#### Work to do:
Repeat the data below exactly, dropping any pictures it holds.

>> START Data section

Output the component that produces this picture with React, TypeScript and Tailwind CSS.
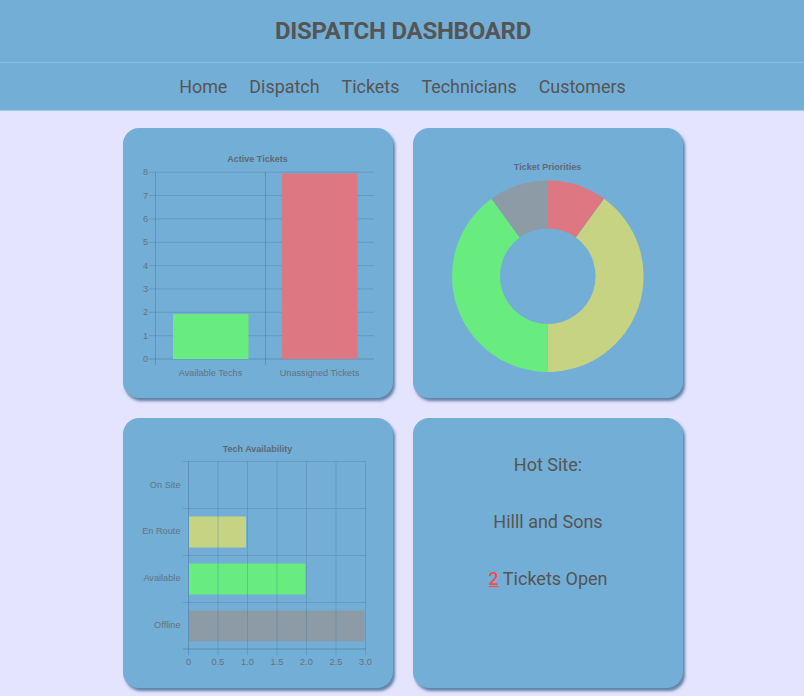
const navLinks = ['Home', 'Dispatch', 'Tickets', 'Technicians', 'Customers'];

function polar(cx: number, cy: number, r: number, deg: number) {
  const a = ((deg - 90) * Math.PI) / 180;
  return [cx + r * Math.cos(a), cy + r * Math.sin(a)];
}

function arcPath(cx: number, cy: number, outer: number, inner: number, from: number, to: number) {
  const [x1, y1] = polar(cx, cy, outer, from);
  const [x2, y2] = polar(cx, cy, outer, to);
  const [x3, y3] = polar(cx, cy, inner, to);
  const [x4, y4] = polar(cx, cy, inner, from);
  const large = to - from > 180 ? 1 : 0;
  return `M${x1} ${y1}A${outer} ${outer} 0 ${large} 1 ${x2} ${y2}L${x3} ${y3}A${inner} ${inner} 0 ${large} 0 ${x4} ${y4}Z`;
}

function Card({ children }: { children: React.ReactNode }) {
  return (
    <div className="h-[270px] w-[270px] rounded-[16px] bg-[#73aed6] shadow-[2px_3px_3px_rgba(40,85,125,0.7)]">
      {children}
    </div>
  );
}

function ActiveTickets() {
  const ticks = [0, 1, 2, 3, 4, 5, 6, 7, 8];
  return (
    <svg width="270" height="270" className="font-['Liberation_Sans',sans-serif]">
      <text x="134.5" y="34" textAnchor="middle" className="fill-[#5f6a78] text-[9px] font-bold">
        Active Tickets
      </text>
      {ticks.map((t) => {
        const y = 231 - t * 23.35;
        return (
          <g key={t}>
            <line x1="26" x2="251" y1={y} y2={y} stroke="#3f6f92" strokeOpacity={t === 0 ? 0.45 : 0.3} />
            <text x="25" y={y + 3} textAnchor="end" className="fill-[#64727f] text-[9.2px]">
              {t}
            </text>
          </g>
        );
      })}
      <line x1="32.5" x2="32.5" y1="44" y2="237" stroke="#3f6f92" strokeOpacity="0.4" />
      <line x1="142.5" x2="142.5" y1="44" y2="237" stroke="#3f6f92" strokeOpacity="0.4" />
      <rect x="50" y="186" width="75.5" height="45" fill="#68ec7f" />
      <rect x="159" y="45.5" width="75.5" height="185.5" fill="#dd7782" />
      <text x="87.5" y="247.5" textAnchor="middle" className="fill-[#64727f] text-[9.2px]">
        Available Techs
      </text>
      <text x="196.5" y="247.5" textAnchor="middle" className="fill-[#64727f] text-[9.2px]">
        Unassigned Tickets
      </text>
    </svg>
  );
}

function TicketPriorities() {
  const slices = [
    { from: 0, to: 36, fill: '#dd7782' },
    { from: 36, to: 180, fill: '#c5d382' },
    { from: 180, to: 324, fill: '#68ec7f' },
    { from: 324, to: 360, fill: '#8c9ba6' },
  ];
  return (
    <svg width="270" height="270" className="font-['Liberation_Sans',sans-serif]">
      <text x="134.5" y="41.5" textAnchor="middle" className="fill-[#5f6a78] text-[9px] font-bold">
        Ticket Priorities
      </text>
      {slices.map((s) => (
        <path key={s.from} d={arcPath(134.8, 148.2, 95.8, 47.8, s.from, s.to)} fill={s.fill} />
      ))}
    </svg>
  );
}

function TechAvailability() {
  const rows = [
    { label: 'On Site', y: 66.5 },
    { label: 'En Route', y: 113 },
    { label: 'Available', y: 160 },
    { label: 'Offline', y: 206.5 },
  ];
  const xTicks = ['0', '0.5', '1.0', '1.5', '2.0', '2.5', '3.0'];
  return (
    <svg width="270" height="270" className="font-['Liberation_Sans',sans-serif]">
      <text x="134.5" y="34" textAnchor="middle" className="fill-[#5f6a78] text-[9px] font-bold">
        Tech Availability
      </text>
      {[43.5, 90.5, 137.5, 184.5].map((y) => (
        <line key={y} x1="60" x2="243" y1={y} y2={y} stroke="#3f6f92" strokeOpacity="0.3" />
      ))}
      <line x1="60" x2="243" y1="231" y2="231" stroke="#3f6f92" strokeOpacity="0.5" />
      <rect x="66" y="98.5" width="57" height="31" fill="#c5d382" />
      <rect x="66" y="145.5" width="116.5" height="31" fill="#68ec7f" />
      <rect x="66" y="192.5" width="175.5" height="31" fill="#8c9ba6" />
      {xTicks.map((t, i) => {
        const x = 65.5 + i * 29.5;
        return (
          <g key={t}>
            <line x1={x} x2={x} y1="43.5" y2="237" stroke="#3f6f92" strokeOpacity={i === 0 ? 0.45 : 0.3} />
            <text x={x} y="247" textAnchor="middle" className="fill-[#64727f] text-[9.2px]">
              {t}
            </text>
          </g>
        );
      })}
      {rows.map((r) => (
        <text key={r.label} x="57.5" y={r.y + 3} textAnchor="end" className="fill-[#64727f] text-[9.2px]">
          {r.label}
        </text>
      ))}
    </svg>
  );
}

export default function App() {
  return (
    <div className="h-[696px] overflow-hidden bg-[#e4e4ff] font-['Roboto',sans-serif] text-[#555555]">
      <header className="border-b border-[#9cc7e6] bg-[#73aed6]">
        <div className="flex h-[63px] items-center justify-center border-b border-[#8dbde0] pl-[2px]">
          <h1 className="text-[24px] font-bold tracking-[-0.25px]">DISPATCH DASHBOARD</h1>
        </div>
        <nav className="flex h-[47px] items-center justify-center gap-[22px] pl-[1px] pt-[1px] text-[17.9px]">
          {navLinks.map((link) => (
            <a key={link}>{link}</a>
          ))}
        </nav>
      </header>

      <main className="mt-[17px] flex justify-center pl-[2px]">
        <div className="grid grid-cols-[270px_270px] gap-5">
          <Card>
            <ActiveTickets />
          </Card>
          <Card>
            <TicketPriorities />
          </Card>
          <Card>
            <TechAvailability />
          </Card>
          <Card>
            <div className="flex flex-col items-center gap-[36px] pt-[36px] text-[18px] leading-[21px]">
              <p>Hot Site:</p>
              <p>Hilll and Sons</p>
              <p>
                <span className="font-medium text-[#ff4a4a] underline">2</span> Tickets Open
              </p>
            </div>
          </Card>
        </div>
      </main>
    </div>
  );
}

>> END Data section

#### Exercise output:
Output the component that produces this picture with React, TypeScript and Tailwind CSS.
const navLinks = ['Home', 'Dispatch', 'Tickets', 'Technicians', 'Customers'];

function polar(cx: number, cy: number, r: number, deg: number) {
  const a = ((deg - 90) * Math.PI) / 180;
  return [cx + r * Math.cos(a), cy + r * Math.sin(a)];
}

function arcPath(cx: number, cy: number, outer: number, inner: number, from: number, to: number) {
  const [x1, y1] = polar(cx, cy, outer, from);
  const [x2, y2] = polar(cx, cy, outer, to);
  const [x3, y3] = polar(cx, cy, inner, to);
  const [x4, y4] = polar(cx, cy, inner, from);
  const large = to - from > 180 ? 1 : 0;
  return `M${x1} ${y1}A${outer} ${outer} 0 ${large} 1 ${x2} ${y2}L${x3} ${y3}A${inner} ${inner} 0 ${large} 0 ${x4} ${y4}Z`;
}

function Card({ children }: { children: React.ReactNode }) {
  return (
    <div className="h-[270px] w-[270px] rounded-[16px] bg-[#73aed6] shadow-[2px_3px_3px_rgba(40,85,125,0.7)]">
      {children}
    </div>
  );
}

function ActiveTickets() {
  const ticks = [0, 1, 2, 3, 4, 5, 6, 7, 8];
  return (
    <svg width="270" height="270" className="font-['Liberation_Sans',sans-serif]">
      <text x="134.5" y="34" textAnchor="middle" className="fill-[#5f6a78] text-[9px] font-bold">
        Active Tickets
      </text>
      {ticks.map((t) => {
        const y = 231 - t * 23.35;
        return (
          <g key={t}>
            <line x1="26" x2="251" y1={y} y2={y} stroke="#3f6f92" strokeOpacity={t === 0 ? 0.45 : 0.3} />
            <text x="25" y={y + 3} textAnchor="end" className="fill-[#64727f] text-[9.2px]">
              {t}
            </text>
          </g>
        );
      })}
      <line x1="32.5" x2="32.5" y1="44" y2="237" stroke="#3f6f92" strokeOpacity="0.4" />
      <line x1="142.5" x2="142.5" y1="44" y2="237" stroke="#3f6f92" strokeOpacity="0.4" />
      <rect x="50" y="186" width="75.5" height="45" fill="#68ec7f" />
      <rect x="159" y="45.5" width="75.5" height="185.5" fill="#dd7782" />
      <text x="87.5" y="247.5" textAnchor="middle" className="fill-[#64727f] text-[9.2px]">
        Available Techs
      </text>
      <text x="196.5" y="247.5" textAnchor="middle" className="fill-[#64727f] text-[9.2px]">
        Unassigned Tickets
      </text>
    </svg>
  );
}

function TicketPriorities() {
  const slices = [
    { from: 0, to: 36, fill: '#dd7782' },
    { from: 36, to: 180, fill: '#c5d382' },
    { from: 180, to: 324, fill: '#68ec7f' },
    { from: 324, to: 360, fill: '#8c9ba6' },
  ];
  return (
    <svg width="270" height="270" className="font-['Liberation_Sans',sans-serif]">
      <text x="134.5" y="41.5" textAnchor="middle" className="fill-[#5f6a78] text-[9px] font-bold">
        Ticket Priorities
      </text>
      {slices.map((s) => (
        <path key={s.from} d={arcPath(134.8, 148.2, 95.8, 47.8, s.from, s.to)} fill={s.fill} />
      ))}
    </svg>
  );
}

function TechAvailability() {
  const rows = [
    { label: 'On Site', y: 66.5 },
    { label: 'En Route', y: 113 },
    { label: 'Available', y: 160 },
    { label: 'Offline', y: 206.5 },
  ];
  const xTicks = ['0', '0.5', '1.0', '1.5', '2.0', '2.5', '3.0'];
  return (
    <svg width="270" height="270" className="font-['Liberation_Sans',sans-serif]">
      <text x="134.5" y="34" textAnchor="middle" className="fill-[#5f6a78] text-[9px] font-bold">
        Tech Availability
      </text>
      {[43.5, 90.5, 137.5, 184.5].map((y) => (
        <line key={y} x1="60" x2="243" y1={y} y2={y} stroke="#3f6f92" strokeOpacity="0.3" />
      ))}
      <line x1="60" x2="243" y1="231" y2="231" stroke="#3f6f92" strokeOpacity="0.5" />
      <rect x="66" y="98.5" width="57" height="31" fill="#c5d382" />
      <rect x="66" y="145.5" width="116.5" height="31" fill="#68ec7f" />
      <rect x="66" y="192.5" width="175.5" height="31" fill="#8c9ba6" />
      {xTicks.map((t, i) => {
        const x = 65.5 + i * 29.5;
        return (
          <g key={t}>
            <line x1={x} x2={x} y1="43.5" y2="237" stroke="#3f6f92" strokeOpacity={i === 0 ? 0.45 : 0.3} />
            <text x={x} y="247" textAnchor="middle" className="fill-[#64727f] text-[9.2px]">
              {t}
            </text>
          </g>
        );
      })}
      {rows.map((r) => (
        <text key={r.label} x="57.5" y={r.y + 3} textAnchor="end" className="fill-[#64727f] text-[9.2px]">
          {r.label}
        </text>
      ))}
    </svg>
  );
}

export default function App() {
  return (
    <div className="h-[696px] overflow-hidden bg-[#e4e4ff] font-['Roboto',sans-serif] text-[#555555]">
      <header className="border-b border-[#9cc7e6] bg-[#73aed6]">
        <div className="flex h-[63px] items-center justify-center border-b border-[#8dbde0] pl-[2px]">
          <h1 className="text-[24px] font-bold tracking-[-0.25px]">DISPATCH DASHBOARD</h1>
        </div>
        <nav className="flex h-[47px] items-center justify-center gap-[22px] pl-[1px] pt-[1px] text-[17.9px]">
          {navLinks.map((link) => (
            <a key={link}>{link}</a>
          ))}
        </nav>
      </header>

      <main className="mt-[17px] flex justify-center pl-[2px]">
        <div className="grid grid-cols-[270px_270px] gap-5">
          <Card>
            <ActiveTickets />
          </Card>
          <Card>
            <TicketPriorities />
          </Card>
          <Card>
            <TechAvailability />
          </Card>
          <Card>
            <div className="flex flex-col items-center gap-[36px] pt-[36px] text-[18px] leading-[21px]">
              <p>Hot Site:</p>
              <p>Hilll and Sons</p>
              <p>
                <span className="font-medium text-[#ff4a4a] underline">2</span> Tickets Open
              </p>
            </div>
          </Card>
        </div>
      </main>
    </div>
  );
}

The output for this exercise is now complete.